Goal
Omit the images, then print each record below exactly as it reads.

**** Input records ****

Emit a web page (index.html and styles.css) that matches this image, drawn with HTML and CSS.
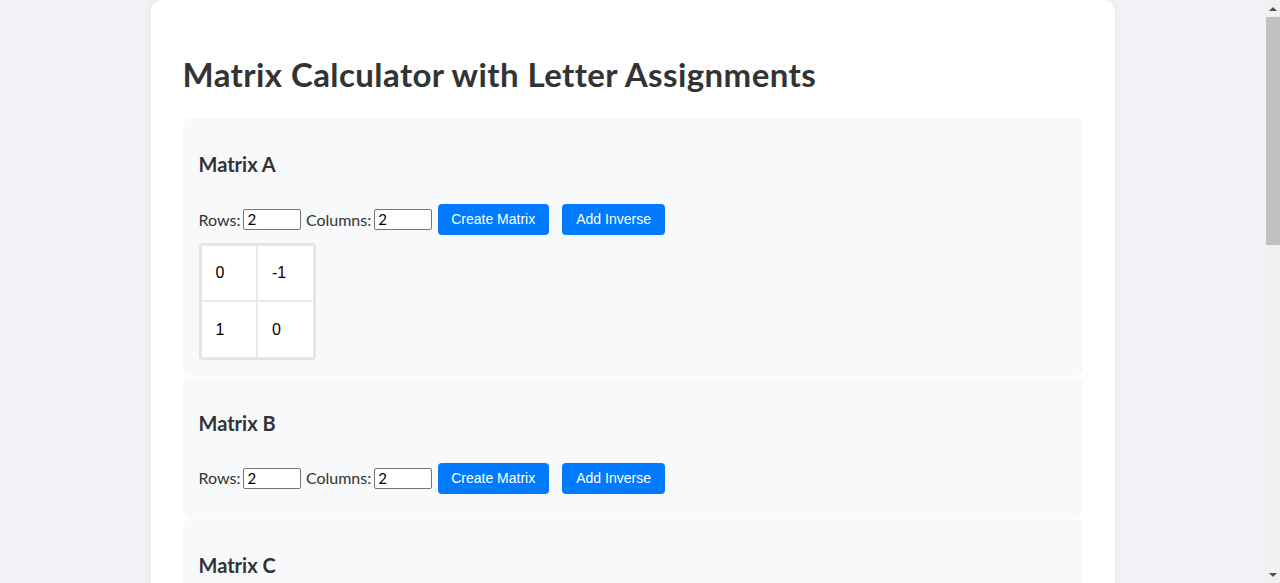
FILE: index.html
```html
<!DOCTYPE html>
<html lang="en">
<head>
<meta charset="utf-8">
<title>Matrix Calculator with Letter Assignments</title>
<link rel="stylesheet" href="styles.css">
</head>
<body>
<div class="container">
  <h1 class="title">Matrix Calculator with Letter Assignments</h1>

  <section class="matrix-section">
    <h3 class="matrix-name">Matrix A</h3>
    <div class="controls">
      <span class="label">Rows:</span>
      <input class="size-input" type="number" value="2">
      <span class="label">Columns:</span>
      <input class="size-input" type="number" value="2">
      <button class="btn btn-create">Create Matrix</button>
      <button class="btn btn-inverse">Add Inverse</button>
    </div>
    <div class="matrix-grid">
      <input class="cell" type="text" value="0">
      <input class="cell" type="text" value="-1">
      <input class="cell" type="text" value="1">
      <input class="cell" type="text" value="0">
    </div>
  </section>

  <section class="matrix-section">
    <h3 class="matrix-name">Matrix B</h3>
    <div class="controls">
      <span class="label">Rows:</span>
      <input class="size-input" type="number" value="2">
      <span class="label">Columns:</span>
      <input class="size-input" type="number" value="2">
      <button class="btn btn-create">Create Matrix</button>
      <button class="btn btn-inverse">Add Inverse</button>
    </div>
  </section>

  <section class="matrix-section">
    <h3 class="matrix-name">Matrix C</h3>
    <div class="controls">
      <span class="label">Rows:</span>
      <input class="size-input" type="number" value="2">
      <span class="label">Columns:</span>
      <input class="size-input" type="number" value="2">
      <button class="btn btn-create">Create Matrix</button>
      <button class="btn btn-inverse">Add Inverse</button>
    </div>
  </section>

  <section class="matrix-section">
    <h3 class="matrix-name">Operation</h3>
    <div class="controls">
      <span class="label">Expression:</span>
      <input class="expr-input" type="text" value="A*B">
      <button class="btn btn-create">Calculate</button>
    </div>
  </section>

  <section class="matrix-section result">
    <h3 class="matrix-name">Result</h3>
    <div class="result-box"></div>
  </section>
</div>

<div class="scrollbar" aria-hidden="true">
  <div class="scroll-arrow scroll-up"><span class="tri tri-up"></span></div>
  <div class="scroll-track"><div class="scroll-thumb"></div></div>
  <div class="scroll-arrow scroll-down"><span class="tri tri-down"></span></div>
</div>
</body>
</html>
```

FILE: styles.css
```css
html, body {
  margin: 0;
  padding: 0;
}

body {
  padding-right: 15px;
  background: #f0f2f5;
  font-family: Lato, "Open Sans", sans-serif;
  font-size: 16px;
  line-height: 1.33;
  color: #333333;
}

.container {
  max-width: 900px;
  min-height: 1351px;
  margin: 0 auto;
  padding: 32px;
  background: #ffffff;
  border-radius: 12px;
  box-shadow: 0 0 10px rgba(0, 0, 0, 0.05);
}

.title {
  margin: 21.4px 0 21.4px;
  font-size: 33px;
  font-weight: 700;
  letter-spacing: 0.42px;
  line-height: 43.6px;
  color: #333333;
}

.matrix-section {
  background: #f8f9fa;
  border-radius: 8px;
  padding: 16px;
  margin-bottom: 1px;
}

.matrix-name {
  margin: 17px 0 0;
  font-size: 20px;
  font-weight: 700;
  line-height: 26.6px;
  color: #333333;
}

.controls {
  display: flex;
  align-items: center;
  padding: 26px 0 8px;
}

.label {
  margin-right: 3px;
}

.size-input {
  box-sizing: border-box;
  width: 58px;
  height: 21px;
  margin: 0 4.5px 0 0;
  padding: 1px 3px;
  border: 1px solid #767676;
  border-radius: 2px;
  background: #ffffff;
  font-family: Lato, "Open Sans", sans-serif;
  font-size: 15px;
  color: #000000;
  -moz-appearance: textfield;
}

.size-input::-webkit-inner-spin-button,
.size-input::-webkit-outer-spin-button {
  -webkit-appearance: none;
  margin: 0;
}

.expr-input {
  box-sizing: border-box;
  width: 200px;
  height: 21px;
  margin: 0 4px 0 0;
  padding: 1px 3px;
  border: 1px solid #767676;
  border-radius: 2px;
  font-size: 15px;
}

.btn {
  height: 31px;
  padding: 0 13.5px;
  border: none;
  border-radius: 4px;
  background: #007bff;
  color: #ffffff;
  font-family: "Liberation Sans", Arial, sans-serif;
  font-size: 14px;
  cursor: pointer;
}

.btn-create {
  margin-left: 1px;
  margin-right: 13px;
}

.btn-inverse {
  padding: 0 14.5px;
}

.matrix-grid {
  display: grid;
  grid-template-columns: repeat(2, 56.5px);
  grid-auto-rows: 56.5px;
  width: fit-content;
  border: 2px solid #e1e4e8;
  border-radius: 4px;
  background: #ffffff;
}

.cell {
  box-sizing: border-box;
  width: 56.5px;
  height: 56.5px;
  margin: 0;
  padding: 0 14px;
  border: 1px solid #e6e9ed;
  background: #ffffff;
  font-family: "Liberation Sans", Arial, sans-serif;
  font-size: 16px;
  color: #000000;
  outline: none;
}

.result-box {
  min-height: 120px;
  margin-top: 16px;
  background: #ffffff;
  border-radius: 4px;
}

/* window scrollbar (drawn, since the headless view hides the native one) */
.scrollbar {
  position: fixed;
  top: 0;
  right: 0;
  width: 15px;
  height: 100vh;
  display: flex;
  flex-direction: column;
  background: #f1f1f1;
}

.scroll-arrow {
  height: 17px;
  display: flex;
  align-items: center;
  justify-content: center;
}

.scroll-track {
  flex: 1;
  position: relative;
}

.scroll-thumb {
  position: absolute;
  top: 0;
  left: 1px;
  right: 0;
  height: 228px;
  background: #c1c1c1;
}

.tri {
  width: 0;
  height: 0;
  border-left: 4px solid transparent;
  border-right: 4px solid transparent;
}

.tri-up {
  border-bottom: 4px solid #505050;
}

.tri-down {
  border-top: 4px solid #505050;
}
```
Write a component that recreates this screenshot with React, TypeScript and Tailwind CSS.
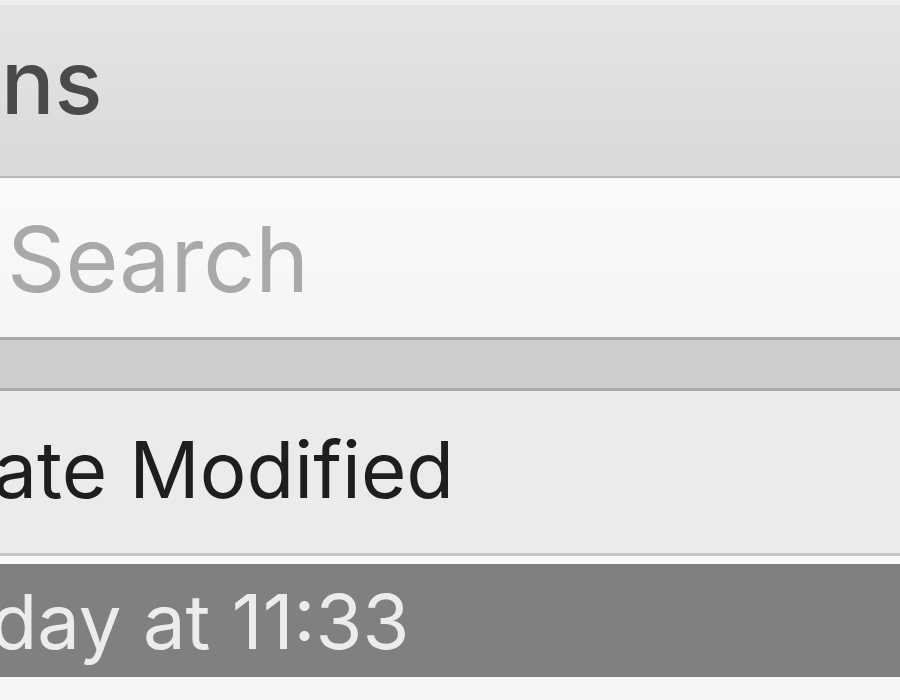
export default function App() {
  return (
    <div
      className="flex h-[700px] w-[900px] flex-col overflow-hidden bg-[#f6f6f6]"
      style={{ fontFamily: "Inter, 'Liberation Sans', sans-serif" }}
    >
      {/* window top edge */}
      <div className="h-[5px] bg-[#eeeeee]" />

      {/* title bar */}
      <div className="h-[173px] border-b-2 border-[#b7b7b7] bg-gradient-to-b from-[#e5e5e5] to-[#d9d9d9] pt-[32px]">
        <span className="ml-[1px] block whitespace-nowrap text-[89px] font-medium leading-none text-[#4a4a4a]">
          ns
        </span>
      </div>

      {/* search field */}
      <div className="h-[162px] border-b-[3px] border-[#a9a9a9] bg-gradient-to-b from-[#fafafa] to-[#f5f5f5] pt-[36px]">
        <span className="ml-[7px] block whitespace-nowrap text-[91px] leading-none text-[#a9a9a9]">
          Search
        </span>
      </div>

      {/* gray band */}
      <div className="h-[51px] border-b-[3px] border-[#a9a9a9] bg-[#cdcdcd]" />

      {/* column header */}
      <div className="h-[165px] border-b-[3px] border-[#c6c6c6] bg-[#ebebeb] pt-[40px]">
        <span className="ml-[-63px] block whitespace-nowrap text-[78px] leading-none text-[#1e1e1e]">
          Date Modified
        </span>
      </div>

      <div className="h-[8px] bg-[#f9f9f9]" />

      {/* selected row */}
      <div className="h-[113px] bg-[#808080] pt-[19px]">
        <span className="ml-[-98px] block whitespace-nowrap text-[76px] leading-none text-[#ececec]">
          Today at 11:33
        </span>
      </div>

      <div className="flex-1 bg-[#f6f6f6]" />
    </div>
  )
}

****

Solution
Emit a web page (index.html and styles.css) that matches this image, drawn with HTML and CSS.
FILE: index.html
```html
<!DOCTYPE html>
<html lang="en">
<head>
<meta charset="utf-8">
<title>Matrix Calculator with Letter Assignments</title>
<link rel="stylesheet" href="styles.css">
</head>
<body>
<div class="container">
  <h1 class="title">Matrix Calculator with Letter Assignments</h1>

  <section class="matrix-section">
    <h3 class="matrix-name">Matrix A</h3>
    <div class="controls">
      <span class="label">Rows:</span>
      <input class="size-input" type="number" value="2">
      <span class="label">Columns:</span>
      <input class="size-input" type="number" value="2">
      <button class="btn btn-create">Create Matrix</button>
      <button class="btn btn-inverse">Add Inverse</button>
    </div>
    <div class="matrix-grid">
      <input class="cell" type="text" value="0">
      <input class="cell" type="text" value="-1">
      <input class="cell" type="text" value="1">
      <input class="cell" type="text" value="0">
    </div>
  </section>

  <section class="matrix-section">
    <h3 class="matrix-name">Matrix B</h3>
    <div class="controls">
      <span class="label">Rows:</span>
      <input class="size-input" type="number" value="2">
      <span class="label">Columns:</span>
      <input class="size-input" type="number" value="2">
      <button class="btn btn-create">Create Matrix</button>
      <button class="btn btn-inverse">Add Inverse</button>
    </div>
  </section>

  <section class="matrix-section">
    <h3 class="matrix-name">Matrix C</h3>
    <div class="controls">
      <span class="label">Rows:</span>
      <input class="size-input" type="number" value="2">
      <span class="label">Columns:</span>
      <input class="size-input" type="number" value="2">
      <button class="btn btn-create">Create Matrix</button>
      <button class="btn btn-inverse">Add Inverse</button>
    </div>
  </section>

  <section class="matrix-section">
    <h3 class="matrix-name">Operation</h3>
    <div class="controls">
      <span class="label">Expression:</span>
      <input class="expr-input" type="text" value="A*B">
      <button class="btn btn-create">Calculate</button>
    </div>
  </section>

  <section class="matrix-section result">
    <h3 class="matrix-name">Result</h3>
    <div class="result-box"></div>
  </section>
</div>

<div class="scrollbar" aria-hidden="true">
  <div class="scroll-arrow scroll-up"><span class="tri tri-up"></span></div>
  <div class="scroll-track"><div class="scroll-thumb"></div></div>
  <div class="scroll-arrow scroll-down"><span class="tri tri-down"></span></div>
</div>
</body>
</html>
```

FILE: styles.css
```css
html, body {
  margin: 0;
  padding: 0;
}

body {
  padding-right: 15px;
  background: #f0f2f5;
  font-family: Lato, "Open Sans", sans-serif;
  font-size: 16px;
  line-height: 1.33;
  color: #333333;
}

.container {
  max-width: 900px;
  min-height: 1351px;
  margin: 0 auto;
  padding: 32px;
  background: #ffffff;
  border-radius: 12px;
  box-shadow: 0 0 10px rgba(0, 0, 0, 0.05);
}

.title {
  margin: 21.4px 0 21.4px;
  font-size: 33px;
  font-weight: 700;
  letter-spacing: 0.42px;
  line-height: 43.6px;
  color: #333333;
}

.matrix-section {
  background: #f8f9fa;
  border-radius: 8px;
  padding: 16px;
  margin-bottom: 1px;
}

.matrix-name {
  margin: 17px 0 0;
  font-size: 20px;
  font-weight: 700;
  line-height: 26.6px;
  color: #333333;
}

.controls {
  display: flex;
  align-items: center;
  padding: 26px 0 8px;
}

.label {
  margin-right: 3px;
}

.size-input {
  box-sizing: border-box;
  width: 58px;
  height: 21px;
  margin: 0 4.5px 0 0;
  padding: 1px 3px;
  border: 1px solid #767676;
  border-radius: 2px;
  background: #ffffff;
  font-family: Lato, "Open Sans", sans-serif;
  font-size: 15px;
  color: #000000;
  -moz-appearance: textfield;
}

.size-input::-webkit-inner-spin-button,
.size-input::-webkit-outer-spin-button {
  -webkit-appearance: none;
  margin: 0;
}

.expr-input {
  box-sizing: border-box;
  width: 200px;
  height: 21px;
  margin: 0 4px 0 0;
  padding: 1px 3px;
  border: 1px solid #767676;
  border-radius: 2px;
  font-size: 15px;
}

.btn {
  height: 31px;
  padding: 0 13.5px;
  border: none;
  border-radius: 4px;
  background: #007bff;
  color: #ffffff;
  font-family: "Liberation Sans", Arial, sans-serif;
  font-size: 14px;
  cursor: pointer;
}

.btn-create {
  margin-left: 1px;
  margin-right: 13px;
}

.btn-inverse {
  padding: 0 14.5px;
}

.matrix-grid {
  display: grid;
  grid-template-columns: repeat(2, 56.5px);
  grid-auto-rows: 56.5px;
  width: fit-content;
  border: 2px solid #e1e4e8;
  border-radius: 4px;
  background: #ffffff;
}

.cell {
  box-sizing: border-box;
  width: 56.5px;
  height: 56.5px;
  margin: 0;
  padding: 0 14px;
  border: 1px solid #e6e9ed;
  background: #ffffff;
  font-family: "Liberation Sans", Arial, sans-serif;
  font-size: 16px;
  color: #000000;
  outline: none;
}

.result-box {
  min-height: 120px;
  margin-top: 16px;
  background: #ffffff;
  border-radius: 4px;
}

/* window scrollbar (drawn, since the headless view hides the native one) */
.scrollbar {
  position: fixed;
  top: 0;
  right: 0;
  width: 15px;
  height: 100vh;
  display: flex;
  flex-direction: column;
  background: #f1f1f1;
}

.scroll-arrow {
  height: 17px;
  display: flex;
  align-items: center;
  justify-content: center;
}

.scroll-track {
  flex: 1;
  position: relative;
}

.scroll-thumb {
  position: absolute;
  top: 0;
  left: 1px;
  right: 0;
  height: 228px;
  background: #c1c1c1;
}

.tri {
  width: 0;
  height: 0;
  border-left: 4px solid transparent;
  border-right: 4px solid transparent;
}

.tri-up {
  border-bottom: 4px solid #505050;
}

.tri-down {
  border-top: 4px solid #505050;
}
```
Write a component that recreates this screenshot with React, TypeScript and Tailwind CSS.
export default function App() {
  return (
    <div
      className="flex h-[700px] w-[900px] flex-col overflow-hidden bg-[#f6f6f6]"
      style={{ fontFamily: "Inter, 'Liberation Sans', sans-serif" }}
    >
      {/* window top edge */}
      <div className="h-[5px] bg-[#eeeeee]" />

      {/* title bar */}
      <div className="h-[173px] border-b-2 border-[#b7b7b7] bg-gradient-to-b from-[#e5e5e5] to-[#d9d9d9] pt-[32px]">
        <span className="ml-[1px] block whitespace-nowrap text-[89px] font-medium leading-none text-[#4a4a4a]">
          ns
        </span>
      </div>

      {/* search field */}
      <div className="h-[162px] border-b-[3px] border-[#a9a9a9] bg-gradient-to-b from-[#fafafa] to-[#f5f5f5] pt-[36px]">
        <span className="ml-[7px] block whitespace-nowrap text-[91px] leading-none text-[#a9a9a9]">
          Search
        </span>
      </div>

      {/* gray band */}
      <div className="h-[51px] border-b-[3px] border-[#a9a9a9] bg-[#cdcdcd]" />

      {/* column header */}
      <div className="h-[165px] border-b-[3px] border-[#c6c6c6] bg-[#ebebeb] pt-[40px]">
        <span className="ml-[-63px] block whitespace-nowrap text-[78px] leading-none text-[#1e1e1e]">
          Date Modified
        </span>
      </div>

      <div className="h-[8px] bg-[#f9f9f9]" />

      {/* selected row */}
      <div className="h-[113px] bg-[#808080] pt-[19px]">
        <span className="ml-[-98px] block whitespace-nowrap text-[76px] leading-none text-[#ececec]">
          Today at 11:33
        </span>
      </div>

      <div className="flex-1 bg-[#f6f6f6]" />
    </div>
  )
}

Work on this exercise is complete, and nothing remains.